A superintendent of one of the school districts involved was charged with misappropriation of public funds by overbilling A3 charter schools for oversight (with the charter schools’ consent). As reported on the CSBA blog in April, as part of the criminal case, the District Attorney for San Diego County and Receiver assigned to oversee A3’s assets filed a “disgorgement motion” to require six school districts who authorized the A3 charter schools to repay oversight fees they collected from the schools because they did not demonstrate the actual costs of the oversight.

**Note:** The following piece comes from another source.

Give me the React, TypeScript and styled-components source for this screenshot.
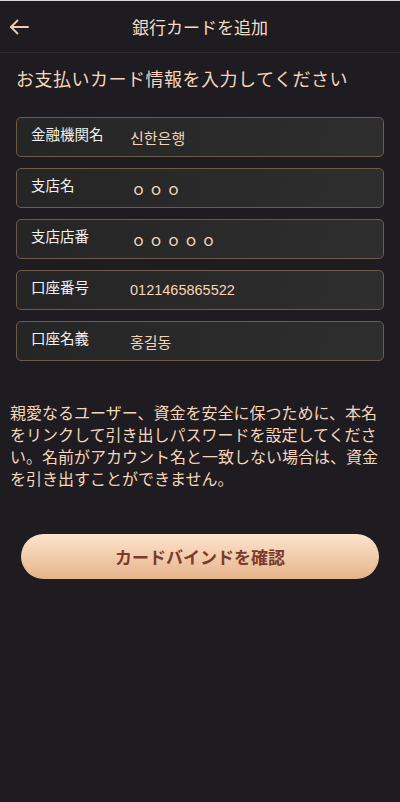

The judge ruled that LEAs may not charge a flat one or three percent fee for oversight but must demonstrate the actual costs of oversight.

AB 1316 does not appear to specifically address the ruling by the judge regarding oversight fees requiring they be based on the actual costs of oversight, but the bill is clearly directed at the author’s concerns that the lack of required oversight of charter schools under current statutes led to A3’s ability to siphon off millions of dollars in public funds allocated to nonclassroom-based charter schools.

The provisions of AB 1316, if enacted, would impose robust new oversight responsibilities on chartering authorities including requiring them to certify charter school ADA and audit obligations, in addition to revising independent study requirements for all LEAs and ending multitrack year-round calendars. As AB 1316 makes its way through the legislative process, CSBA will keep its members updated regarding the bill’s status.

Kristin Lindgren is CSBA Education Legal Alliance Deputy General Counsel.